[What you need to do]
How many of these lines hold the string "page"? Answer with the number only.

>> BEGIN Dataset section

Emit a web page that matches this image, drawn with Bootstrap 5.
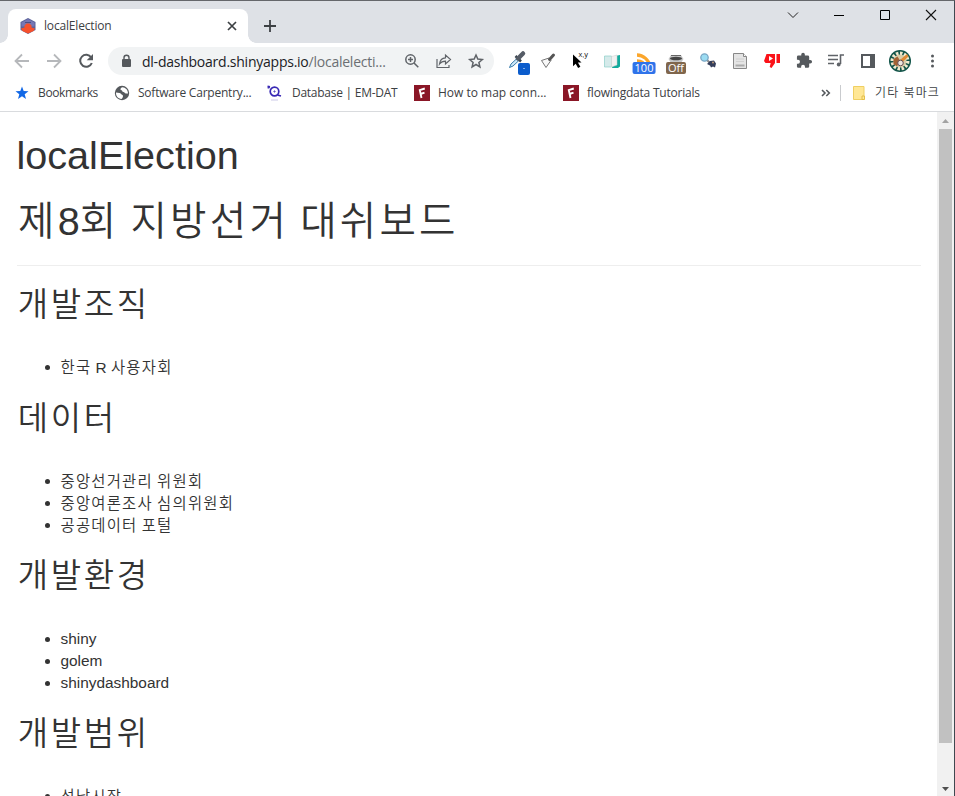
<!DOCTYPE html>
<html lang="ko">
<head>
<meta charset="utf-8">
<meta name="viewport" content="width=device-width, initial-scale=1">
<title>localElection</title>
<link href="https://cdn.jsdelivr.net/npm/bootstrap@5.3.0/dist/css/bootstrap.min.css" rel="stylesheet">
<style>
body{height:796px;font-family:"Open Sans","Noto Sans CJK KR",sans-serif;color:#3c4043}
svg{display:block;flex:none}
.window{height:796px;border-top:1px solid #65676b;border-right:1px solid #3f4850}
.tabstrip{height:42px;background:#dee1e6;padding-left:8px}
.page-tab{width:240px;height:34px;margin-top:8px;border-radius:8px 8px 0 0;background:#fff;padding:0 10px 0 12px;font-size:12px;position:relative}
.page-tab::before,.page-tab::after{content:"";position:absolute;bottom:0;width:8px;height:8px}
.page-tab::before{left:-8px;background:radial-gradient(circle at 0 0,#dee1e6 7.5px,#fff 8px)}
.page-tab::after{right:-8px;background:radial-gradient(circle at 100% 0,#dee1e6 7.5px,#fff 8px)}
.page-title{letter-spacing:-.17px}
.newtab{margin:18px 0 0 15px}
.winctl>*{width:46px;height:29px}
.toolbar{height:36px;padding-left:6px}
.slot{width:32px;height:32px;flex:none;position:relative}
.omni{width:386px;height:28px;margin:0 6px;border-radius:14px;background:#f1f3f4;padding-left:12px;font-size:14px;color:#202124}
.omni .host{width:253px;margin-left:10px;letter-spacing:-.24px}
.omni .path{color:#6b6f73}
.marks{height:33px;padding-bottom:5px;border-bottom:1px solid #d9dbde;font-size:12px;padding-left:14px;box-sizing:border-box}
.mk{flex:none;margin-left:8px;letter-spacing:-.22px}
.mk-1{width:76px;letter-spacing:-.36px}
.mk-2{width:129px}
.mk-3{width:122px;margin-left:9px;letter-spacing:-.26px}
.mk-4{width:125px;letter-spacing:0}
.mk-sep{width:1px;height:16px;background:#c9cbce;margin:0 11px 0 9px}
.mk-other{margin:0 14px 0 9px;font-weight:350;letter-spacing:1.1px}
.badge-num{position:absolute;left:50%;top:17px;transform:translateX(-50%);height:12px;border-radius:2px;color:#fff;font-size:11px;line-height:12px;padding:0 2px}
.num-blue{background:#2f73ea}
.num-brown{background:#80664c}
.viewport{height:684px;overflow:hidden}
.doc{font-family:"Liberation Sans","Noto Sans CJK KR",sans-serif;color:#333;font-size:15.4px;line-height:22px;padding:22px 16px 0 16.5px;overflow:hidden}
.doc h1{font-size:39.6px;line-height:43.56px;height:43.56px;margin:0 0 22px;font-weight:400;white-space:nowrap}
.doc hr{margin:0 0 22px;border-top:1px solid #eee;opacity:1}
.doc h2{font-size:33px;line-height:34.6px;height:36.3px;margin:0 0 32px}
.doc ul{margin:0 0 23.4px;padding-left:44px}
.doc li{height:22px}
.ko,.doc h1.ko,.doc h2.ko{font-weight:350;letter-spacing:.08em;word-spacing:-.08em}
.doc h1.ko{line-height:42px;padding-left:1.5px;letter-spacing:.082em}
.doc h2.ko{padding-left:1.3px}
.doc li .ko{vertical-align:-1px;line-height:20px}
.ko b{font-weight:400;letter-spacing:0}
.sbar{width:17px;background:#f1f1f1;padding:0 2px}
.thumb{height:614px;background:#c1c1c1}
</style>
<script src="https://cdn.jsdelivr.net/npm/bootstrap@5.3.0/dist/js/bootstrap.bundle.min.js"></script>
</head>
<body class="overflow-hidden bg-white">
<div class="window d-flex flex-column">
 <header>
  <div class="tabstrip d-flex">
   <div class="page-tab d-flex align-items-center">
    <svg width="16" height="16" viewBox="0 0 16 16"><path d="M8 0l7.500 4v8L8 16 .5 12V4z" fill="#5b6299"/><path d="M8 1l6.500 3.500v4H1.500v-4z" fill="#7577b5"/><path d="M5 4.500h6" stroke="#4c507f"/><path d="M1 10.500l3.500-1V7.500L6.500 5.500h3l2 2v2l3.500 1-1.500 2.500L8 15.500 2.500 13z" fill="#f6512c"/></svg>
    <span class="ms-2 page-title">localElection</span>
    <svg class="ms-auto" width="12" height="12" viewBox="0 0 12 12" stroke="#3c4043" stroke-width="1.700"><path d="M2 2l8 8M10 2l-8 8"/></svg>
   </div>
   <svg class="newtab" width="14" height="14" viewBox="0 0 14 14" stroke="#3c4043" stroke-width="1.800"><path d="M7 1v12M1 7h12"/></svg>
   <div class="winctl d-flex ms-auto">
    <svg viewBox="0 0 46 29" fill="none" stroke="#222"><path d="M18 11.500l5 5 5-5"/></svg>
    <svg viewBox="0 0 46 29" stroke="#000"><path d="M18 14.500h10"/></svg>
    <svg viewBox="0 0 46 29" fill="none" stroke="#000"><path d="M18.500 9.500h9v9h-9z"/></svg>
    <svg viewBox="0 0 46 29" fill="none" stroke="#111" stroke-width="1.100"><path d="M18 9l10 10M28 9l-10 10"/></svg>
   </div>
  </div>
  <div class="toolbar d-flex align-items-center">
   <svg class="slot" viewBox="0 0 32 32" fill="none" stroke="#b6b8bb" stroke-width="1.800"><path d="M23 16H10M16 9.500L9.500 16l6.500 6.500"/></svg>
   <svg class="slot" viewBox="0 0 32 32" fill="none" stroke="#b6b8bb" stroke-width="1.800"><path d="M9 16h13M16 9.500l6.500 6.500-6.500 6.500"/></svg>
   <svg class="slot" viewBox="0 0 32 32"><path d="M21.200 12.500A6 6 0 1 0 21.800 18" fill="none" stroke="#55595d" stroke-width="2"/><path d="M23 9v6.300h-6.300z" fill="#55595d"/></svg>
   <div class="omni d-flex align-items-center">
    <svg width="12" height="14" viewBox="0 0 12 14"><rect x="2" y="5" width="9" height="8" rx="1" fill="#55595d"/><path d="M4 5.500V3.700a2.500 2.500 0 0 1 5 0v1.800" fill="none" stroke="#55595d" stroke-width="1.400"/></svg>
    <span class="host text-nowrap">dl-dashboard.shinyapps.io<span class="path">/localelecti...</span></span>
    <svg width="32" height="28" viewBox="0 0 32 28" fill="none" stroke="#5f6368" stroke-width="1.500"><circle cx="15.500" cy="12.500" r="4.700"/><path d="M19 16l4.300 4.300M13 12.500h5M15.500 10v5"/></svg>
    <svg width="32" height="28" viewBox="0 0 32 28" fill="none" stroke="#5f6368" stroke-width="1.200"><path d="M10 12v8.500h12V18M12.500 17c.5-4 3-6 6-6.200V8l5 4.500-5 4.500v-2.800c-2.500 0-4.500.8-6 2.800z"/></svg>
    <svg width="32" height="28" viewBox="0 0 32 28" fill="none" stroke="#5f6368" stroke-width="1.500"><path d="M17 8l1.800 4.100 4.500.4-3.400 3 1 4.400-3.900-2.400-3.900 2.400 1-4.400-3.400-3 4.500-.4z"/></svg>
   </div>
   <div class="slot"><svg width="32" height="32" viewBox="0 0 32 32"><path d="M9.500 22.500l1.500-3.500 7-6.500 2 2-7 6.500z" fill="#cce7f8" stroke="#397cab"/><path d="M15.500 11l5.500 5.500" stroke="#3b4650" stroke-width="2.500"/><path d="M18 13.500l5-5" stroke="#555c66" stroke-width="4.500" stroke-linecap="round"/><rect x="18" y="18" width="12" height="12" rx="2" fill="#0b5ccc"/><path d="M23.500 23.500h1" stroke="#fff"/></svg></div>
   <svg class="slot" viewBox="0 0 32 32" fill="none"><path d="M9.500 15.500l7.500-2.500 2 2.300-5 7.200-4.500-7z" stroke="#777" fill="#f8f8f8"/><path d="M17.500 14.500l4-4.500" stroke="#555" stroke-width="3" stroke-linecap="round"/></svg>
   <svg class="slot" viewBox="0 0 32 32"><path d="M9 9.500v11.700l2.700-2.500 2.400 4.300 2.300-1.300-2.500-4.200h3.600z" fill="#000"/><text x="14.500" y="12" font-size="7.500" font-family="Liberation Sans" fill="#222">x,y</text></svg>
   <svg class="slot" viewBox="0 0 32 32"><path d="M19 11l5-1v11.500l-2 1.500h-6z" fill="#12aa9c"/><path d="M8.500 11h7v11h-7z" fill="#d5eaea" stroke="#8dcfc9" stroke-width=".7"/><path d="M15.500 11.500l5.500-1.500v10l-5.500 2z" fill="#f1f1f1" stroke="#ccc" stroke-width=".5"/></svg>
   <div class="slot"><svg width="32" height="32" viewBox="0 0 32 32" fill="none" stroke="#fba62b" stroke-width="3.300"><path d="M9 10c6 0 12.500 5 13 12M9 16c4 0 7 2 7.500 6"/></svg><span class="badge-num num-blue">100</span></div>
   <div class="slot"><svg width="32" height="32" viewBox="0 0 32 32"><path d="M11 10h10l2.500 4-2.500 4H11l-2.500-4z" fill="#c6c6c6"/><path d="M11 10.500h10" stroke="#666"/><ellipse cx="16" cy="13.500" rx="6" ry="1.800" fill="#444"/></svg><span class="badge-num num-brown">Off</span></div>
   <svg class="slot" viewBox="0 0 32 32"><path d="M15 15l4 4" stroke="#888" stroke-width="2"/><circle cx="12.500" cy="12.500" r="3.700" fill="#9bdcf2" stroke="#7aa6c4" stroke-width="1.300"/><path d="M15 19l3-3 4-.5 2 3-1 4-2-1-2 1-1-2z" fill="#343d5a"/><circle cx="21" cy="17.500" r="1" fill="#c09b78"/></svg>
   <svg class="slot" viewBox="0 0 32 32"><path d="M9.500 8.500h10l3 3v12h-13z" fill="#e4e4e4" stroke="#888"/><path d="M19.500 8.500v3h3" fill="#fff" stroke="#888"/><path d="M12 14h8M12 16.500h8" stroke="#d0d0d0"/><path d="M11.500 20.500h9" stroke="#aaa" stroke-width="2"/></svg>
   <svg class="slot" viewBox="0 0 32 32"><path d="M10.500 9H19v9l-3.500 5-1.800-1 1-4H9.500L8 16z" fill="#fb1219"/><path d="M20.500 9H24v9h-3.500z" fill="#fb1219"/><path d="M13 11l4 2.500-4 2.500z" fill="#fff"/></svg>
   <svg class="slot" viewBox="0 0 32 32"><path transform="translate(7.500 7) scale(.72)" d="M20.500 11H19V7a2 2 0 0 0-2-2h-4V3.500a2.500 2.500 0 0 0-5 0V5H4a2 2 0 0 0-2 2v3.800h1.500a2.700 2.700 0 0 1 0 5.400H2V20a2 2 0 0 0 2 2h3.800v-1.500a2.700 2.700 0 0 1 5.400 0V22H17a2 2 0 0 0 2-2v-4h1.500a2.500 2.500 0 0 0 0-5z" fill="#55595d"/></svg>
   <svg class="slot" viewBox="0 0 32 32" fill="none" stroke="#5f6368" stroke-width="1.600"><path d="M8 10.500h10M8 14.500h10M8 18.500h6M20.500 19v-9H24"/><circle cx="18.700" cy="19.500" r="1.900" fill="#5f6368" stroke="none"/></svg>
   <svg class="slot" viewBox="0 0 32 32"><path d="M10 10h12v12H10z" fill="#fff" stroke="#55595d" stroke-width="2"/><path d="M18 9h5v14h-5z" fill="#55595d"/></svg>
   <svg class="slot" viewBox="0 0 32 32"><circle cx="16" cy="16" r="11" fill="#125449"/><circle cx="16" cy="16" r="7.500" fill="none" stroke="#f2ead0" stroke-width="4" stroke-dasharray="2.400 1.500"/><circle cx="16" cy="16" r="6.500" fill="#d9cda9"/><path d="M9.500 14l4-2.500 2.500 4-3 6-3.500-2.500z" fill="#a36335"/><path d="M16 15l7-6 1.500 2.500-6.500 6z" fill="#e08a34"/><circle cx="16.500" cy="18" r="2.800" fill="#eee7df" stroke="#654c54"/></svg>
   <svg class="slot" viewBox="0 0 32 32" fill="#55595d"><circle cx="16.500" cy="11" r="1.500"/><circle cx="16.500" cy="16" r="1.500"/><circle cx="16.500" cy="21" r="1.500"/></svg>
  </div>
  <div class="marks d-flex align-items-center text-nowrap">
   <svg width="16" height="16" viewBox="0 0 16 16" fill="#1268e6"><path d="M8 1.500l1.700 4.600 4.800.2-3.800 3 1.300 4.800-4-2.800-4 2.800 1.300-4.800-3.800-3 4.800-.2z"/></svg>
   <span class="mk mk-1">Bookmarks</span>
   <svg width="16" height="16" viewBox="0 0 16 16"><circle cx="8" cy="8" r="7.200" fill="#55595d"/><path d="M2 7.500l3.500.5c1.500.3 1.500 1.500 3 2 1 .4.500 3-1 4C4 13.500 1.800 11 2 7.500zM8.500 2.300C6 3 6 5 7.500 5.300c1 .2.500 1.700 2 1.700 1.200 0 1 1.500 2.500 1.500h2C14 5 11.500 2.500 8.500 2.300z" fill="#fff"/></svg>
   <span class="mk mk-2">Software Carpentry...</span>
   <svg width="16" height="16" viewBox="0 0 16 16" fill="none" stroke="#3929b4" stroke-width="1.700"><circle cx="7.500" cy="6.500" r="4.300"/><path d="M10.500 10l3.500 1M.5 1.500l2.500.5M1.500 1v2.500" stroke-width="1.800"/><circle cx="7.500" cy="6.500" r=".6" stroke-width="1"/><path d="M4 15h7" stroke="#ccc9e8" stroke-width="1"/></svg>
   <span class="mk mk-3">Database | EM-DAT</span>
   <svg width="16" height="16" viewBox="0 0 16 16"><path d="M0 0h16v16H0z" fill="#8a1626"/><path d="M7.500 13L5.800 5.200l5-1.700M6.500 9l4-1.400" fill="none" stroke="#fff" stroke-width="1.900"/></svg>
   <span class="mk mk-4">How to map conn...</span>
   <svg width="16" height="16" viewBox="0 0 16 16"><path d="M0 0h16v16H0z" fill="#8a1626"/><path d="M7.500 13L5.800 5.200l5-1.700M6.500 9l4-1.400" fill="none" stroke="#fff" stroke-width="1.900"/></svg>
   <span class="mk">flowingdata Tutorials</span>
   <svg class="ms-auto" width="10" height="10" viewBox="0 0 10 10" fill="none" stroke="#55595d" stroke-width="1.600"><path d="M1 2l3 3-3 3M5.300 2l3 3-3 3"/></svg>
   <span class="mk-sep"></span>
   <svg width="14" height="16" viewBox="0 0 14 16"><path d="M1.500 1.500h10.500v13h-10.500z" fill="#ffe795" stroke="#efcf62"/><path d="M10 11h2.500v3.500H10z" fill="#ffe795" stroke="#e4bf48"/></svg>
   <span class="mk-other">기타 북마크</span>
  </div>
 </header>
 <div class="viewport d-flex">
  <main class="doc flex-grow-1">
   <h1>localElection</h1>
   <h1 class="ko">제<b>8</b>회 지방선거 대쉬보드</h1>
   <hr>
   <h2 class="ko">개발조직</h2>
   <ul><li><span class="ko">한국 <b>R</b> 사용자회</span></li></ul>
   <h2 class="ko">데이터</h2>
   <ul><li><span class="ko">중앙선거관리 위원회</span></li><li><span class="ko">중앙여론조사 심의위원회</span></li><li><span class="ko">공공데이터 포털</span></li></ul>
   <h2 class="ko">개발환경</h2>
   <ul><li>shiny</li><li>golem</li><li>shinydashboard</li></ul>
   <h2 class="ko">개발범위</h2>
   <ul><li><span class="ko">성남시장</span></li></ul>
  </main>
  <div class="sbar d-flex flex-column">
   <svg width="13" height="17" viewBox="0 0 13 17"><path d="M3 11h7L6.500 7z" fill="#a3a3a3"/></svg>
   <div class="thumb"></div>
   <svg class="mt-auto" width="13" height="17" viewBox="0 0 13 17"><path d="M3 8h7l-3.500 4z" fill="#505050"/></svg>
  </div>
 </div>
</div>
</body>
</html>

>> END Dataset section

[Solution to the problem]
8